-- Begin Data for the task --

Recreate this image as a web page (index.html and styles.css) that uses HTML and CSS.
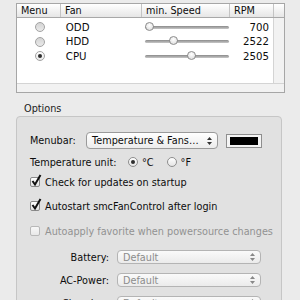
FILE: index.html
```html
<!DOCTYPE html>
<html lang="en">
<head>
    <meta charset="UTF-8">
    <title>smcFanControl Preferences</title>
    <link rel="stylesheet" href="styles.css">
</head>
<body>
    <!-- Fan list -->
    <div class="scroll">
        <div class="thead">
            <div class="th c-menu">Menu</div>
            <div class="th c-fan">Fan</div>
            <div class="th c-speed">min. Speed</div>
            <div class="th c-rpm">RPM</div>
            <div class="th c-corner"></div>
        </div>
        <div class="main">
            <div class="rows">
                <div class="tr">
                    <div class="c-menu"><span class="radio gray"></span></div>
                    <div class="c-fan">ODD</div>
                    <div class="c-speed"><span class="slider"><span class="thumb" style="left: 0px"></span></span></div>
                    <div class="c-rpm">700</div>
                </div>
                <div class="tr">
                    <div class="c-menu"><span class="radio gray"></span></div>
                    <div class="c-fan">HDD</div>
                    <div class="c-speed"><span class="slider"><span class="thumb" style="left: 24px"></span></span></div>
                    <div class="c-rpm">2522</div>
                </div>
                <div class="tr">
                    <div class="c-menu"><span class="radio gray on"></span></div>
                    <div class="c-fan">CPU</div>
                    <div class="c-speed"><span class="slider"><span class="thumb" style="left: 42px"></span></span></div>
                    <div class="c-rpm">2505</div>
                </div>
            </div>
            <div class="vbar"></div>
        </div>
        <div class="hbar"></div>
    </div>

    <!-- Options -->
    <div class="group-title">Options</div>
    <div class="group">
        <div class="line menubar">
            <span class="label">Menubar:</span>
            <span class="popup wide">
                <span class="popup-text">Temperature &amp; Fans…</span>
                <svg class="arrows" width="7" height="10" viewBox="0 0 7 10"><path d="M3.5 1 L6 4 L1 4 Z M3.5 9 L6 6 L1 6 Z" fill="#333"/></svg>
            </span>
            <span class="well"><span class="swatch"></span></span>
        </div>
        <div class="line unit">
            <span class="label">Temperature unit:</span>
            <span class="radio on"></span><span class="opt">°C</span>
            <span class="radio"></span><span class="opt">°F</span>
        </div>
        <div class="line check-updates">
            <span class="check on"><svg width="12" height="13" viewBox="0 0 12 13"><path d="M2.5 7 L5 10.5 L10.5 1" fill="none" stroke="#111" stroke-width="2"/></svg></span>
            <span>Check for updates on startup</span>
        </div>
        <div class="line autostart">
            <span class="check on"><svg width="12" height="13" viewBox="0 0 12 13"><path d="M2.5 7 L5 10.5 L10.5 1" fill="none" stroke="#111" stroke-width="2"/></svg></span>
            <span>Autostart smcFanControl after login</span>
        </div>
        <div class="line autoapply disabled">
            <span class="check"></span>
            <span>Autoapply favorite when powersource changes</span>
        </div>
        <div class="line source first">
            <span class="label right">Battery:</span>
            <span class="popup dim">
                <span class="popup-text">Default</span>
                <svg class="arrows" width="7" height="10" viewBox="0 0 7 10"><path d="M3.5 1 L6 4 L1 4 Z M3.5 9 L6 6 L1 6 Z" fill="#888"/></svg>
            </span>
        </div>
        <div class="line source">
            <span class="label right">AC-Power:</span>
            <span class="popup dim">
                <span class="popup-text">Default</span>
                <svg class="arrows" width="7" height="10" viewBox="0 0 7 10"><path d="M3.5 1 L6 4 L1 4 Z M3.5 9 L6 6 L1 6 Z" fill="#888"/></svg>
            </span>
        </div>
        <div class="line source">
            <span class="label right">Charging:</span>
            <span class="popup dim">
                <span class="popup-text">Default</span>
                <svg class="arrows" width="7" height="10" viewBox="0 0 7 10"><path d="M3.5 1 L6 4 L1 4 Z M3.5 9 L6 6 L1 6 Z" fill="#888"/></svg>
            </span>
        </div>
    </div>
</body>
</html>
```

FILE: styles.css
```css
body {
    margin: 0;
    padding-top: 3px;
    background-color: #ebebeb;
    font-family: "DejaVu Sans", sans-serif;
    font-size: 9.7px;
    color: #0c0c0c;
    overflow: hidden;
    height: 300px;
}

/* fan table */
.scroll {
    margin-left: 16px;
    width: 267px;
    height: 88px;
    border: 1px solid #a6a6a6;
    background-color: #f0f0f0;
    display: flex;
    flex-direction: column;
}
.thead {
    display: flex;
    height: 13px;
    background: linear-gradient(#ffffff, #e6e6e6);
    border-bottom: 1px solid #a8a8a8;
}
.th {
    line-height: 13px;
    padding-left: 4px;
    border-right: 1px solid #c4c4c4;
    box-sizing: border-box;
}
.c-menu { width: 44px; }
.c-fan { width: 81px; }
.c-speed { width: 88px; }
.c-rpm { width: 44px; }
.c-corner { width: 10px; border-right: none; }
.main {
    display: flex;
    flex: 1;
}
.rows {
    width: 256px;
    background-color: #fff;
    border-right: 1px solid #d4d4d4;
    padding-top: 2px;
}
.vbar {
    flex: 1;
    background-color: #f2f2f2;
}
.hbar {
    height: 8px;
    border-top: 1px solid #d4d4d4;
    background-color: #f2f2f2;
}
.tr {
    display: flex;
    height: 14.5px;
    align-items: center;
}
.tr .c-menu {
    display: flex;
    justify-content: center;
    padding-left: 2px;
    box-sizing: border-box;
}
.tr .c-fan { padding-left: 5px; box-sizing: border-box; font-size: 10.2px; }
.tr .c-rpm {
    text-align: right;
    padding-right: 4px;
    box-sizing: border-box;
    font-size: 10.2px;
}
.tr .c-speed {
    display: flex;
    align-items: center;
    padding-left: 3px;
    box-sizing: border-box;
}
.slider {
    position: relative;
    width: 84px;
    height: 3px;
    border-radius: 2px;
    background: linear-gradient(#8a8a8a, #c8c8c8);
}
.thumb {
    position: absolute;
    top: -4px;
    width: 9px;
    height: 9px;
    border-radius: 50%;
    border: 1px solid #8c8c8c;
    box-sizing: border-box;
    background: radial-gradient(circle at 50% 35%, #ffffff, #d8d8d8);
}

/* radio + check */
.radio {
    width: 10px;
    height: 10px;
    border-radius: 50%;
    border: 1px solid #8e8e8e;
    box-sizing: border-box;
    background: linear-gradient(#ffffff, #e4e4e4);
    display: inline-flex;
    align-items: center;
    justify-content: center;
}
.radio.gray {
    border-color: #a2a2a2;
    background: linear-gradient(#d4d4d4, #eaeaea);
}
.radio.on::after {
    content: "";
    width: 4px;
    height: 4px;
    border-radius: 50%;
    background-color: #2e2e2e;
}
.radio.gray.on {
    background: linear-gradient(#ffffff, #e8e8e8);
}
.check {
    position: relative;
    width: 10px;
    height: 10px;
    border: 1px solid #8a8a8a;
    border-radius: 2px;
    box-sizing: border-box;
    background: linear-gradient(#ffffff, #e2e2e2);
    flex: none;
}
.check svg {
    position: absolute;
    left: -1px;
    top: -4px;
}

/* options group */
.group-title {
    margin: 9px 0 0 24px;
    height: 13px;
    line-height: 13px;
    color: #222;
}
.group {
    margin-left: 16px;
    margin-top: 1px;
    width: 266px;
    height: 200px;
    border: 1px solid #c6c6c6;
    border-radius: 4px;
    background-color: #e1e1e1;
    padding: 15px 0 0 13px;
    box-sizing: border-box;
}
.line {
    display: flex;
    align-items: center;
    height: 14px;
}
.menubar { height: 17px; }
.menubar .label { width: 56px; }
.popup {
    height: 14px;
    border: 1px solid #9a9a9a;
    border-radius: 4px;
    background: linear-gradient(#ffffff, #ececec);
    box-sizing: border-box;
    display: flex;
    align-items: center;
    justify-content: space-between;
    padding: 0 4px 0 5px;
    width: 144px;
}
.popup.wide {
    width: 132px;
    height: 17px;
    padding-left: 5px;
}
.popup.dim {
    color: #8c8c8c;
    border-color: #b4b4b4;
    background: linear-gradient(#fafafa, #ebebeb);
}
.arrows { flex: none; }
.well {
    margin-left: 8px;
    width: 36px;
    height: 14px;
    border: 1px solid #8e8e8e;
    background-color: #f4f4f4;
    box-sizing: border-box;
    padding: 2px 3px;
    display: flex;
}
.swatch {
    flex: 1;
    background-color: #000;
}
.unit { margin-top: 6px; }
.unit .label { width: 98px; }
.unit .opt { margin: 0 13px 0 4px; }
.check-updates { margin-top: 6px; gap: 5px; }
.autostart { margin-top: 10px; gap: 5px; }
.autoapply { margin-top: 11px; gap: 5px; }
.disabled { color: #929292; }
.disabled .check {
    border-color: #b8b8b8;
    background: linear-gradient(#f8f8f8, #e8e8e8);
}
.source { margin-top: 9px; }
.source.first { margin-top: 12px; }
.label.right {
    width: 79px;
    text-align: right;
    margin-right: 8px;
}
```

-- End Data for the task --
-- Begin Data for the task --

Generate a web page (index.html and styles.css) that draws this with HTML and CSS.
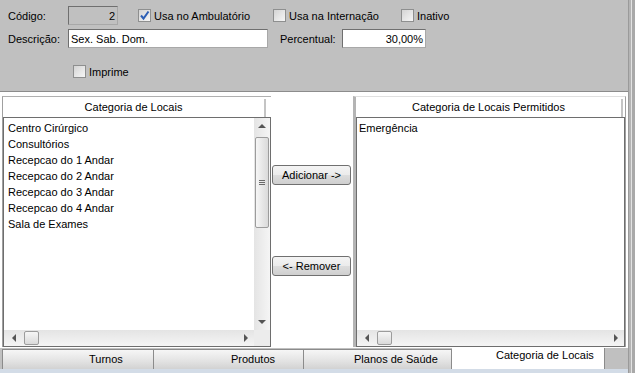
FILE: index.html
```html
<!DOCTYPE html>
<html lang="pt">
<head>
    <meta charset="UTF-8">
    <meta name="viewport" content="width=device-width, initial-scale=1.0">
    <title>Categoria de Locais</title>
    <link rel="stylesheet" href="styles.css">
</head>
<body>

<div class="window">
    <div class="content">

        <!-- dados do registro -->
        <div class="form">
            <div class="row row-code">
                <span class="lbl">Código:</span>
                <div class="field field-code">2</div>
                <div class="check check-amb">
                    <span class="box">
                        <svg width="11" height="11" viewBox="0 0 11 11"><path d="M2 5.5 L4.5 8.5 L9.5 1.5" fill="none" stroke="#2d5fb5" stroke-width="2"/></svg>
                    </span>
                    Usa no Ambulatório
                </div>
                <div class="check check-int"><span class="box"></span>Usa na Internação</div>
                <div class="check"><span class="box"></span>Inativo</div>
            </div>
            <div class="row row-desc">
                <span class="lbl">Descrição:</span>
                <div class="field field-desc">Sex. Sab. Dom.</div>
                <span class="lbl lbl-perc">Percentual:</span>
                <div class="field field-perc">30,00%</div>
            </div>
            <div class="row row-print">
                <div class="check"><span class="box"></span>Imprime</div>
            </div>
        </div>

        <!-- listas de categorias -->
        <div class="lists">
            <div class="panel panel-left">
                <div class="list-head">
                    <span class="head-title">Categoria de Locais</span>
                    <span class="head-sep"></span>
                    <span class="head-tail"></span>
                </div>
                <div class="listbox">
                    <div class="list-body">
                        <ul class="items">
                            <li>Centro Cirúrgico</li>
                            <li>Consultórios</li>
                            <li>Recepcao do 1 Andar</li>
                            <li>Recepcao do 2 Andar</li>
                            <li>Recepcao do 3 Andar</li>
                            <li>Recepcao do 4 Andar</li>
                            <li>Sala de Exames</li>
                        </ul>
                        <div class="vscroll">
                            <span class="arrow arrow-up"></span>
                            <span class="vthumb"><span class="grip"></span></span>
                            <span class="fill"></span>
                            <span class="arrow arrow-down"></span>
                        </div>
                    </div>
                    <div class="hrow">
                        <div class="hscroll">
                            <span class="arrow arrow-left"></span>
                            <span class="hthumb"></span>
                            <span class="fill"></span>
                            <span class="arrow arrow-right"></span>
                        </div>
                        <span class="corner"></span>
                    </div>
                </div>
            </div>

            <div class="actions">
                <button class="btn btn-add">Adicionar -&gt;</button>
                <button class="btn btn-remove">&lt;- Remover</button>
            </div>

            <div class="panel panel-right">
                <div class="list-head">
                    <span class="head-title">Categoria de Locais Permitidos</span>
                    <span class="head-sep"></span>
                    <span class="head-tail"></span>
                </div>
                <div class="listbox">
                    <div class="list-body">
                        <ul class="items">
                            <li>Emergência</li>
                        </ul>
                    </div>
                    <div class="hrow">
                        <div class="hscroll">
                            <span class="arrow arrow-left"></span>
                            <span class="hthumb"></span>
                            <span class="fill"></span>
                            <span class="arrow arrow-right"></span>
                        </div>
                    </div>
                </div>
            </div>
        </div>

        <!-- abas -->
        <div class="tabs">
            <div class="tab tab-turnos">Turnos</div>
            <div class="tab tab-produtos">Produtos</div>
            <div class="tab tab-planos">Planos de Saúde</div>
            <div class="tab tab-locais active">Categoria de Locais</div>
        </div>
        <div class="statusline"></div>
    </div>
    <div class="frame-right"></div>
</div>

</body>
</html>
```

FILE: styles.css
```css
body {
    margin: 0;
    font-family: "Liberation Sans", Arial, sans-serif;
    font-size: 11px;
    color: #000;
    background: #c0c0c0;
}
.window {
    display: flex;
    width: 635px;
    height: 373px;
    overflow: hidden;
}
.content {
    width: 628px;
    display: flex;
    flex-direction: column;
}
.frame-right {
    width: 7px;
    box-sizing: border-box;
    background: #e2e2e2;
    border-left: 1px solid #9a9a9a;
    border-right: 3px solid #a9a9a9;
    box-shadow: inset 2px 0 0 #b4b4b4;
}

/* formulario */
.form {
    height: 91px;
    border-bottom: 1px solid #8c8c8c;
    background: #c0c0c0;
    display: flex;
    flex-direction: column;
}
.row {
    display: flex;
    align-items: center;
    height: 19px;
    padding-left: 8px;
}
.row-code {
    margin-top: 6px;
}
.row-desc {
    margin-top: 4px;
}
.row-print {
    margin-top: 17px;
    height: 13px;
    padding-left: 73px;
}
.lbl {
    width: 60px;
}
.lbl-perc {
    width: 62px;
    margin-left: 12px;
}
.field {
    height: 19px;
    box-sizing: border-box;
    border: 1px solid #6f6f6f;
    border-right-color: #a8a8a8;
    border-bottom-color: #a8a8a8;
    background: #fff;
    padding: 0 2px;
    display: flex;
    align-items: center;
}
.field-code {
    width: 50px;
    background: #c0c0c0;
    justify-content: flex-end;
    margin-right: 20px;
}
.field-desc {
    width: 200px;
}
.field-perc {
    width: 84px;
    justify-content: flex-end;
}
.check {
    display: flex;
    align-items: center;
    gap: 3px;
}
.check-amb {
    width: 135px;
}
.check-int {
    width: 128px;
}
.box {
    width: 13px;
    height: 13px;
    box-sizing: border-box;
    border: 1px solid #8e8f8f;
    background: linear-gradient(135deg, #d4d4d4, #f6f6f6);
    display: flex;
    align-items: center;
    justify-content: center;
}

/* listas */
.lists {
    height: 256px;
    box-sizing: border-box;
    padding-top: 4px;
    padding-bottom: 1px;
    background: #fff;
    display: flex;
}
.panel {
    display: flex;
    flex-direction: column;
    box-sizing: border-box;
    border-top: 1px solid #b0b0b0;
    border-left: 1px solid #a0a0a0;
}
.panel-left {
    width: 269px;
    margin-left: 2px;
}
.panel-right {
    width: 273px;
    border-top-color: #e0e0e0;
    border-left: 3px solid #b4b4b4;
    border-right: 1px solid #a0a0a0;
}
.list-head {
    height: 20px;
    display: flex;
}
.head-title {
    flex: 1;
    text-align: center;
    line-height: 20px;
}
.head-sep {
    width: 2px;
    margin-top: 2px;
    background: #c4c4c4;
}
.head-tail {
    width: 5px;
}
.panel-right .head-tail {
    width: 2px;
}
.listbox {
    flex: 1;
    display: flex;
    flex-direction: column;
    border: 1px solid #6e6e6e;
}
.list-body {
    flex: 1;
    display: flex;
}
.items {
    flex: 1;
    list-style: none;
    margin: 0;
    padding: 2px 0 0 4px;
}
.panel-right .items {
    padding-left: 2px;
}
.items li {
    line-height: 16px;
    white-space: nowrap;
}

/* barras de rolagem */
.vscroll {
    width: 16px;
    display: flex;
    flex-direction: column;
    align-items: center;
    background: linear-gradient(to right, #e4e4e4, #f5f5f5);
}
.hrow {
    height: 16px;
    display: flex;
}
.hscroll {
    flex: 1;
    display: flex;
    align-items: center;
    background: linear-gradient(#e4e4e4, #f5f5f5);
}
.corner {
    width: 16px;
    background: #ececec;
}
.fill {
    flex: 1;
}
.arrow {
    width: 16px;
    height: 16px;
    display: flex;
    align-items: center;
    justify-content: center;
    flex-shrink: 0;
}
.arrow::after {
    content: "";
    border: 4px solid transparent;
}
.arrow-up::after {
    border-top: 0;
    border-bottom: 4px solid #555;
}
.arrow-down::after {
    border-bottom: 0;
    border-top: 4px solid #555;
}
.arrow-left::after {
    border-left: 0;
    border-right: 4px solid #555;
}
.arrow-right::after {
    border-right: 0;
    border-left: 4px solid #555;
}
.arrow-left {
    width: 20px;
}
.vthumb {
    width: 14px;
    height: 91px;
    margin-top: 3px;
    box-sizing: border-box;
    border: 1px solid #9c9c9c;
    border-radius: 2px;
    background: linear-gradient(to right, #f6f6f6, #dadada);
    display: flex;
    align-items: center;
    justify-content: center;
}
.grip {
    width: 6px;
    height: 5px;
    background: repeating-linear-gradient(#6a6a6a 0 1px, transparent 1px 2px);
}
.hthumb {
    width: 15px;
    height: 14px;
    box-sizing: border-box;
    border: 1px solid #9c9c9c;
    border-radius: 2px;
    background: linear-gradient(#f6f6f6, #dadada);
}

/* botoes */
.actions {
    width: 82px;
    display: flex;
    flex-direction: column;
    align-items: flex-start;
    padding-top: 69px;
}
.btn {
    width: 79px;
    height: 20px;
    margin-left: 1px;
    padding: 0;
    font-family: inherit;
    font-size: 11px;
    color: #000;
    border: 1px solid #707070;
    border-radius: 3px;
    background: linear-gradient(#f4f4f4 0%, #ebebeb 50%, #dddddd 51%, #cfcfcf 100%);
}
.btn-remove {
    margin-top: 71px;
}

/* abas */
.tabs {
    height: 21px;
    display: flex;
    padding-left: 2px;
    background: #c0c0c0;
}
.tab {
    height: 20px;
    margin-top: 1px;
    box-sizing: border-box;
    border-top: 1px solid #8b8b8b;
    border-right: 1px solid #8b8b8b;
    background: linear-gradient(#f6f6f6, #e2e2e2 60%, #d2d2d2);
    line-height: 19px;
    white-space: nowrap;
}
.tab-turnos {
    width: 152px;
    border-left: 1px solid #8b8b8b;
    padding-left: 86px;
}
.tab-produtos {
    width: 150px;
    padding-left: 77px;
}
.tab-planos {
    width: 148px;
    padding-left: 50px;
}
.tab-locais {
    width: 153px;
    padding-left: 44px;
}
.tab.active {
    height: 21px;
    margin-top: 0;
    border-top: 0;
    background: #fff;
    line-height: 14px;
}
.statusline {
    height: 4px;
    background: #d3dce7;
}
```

-- End Data for the task --

## What is asked
Lines containing the string "index" are to be selected and copied.

## Reply to the task
Recreate this image as a web page (index.html and styles.css) that uses HTML and CSS.
FILE: index.html
Generate a web page (index.html and styles.css) that draws this with HTML and CSS.
FILE: index.html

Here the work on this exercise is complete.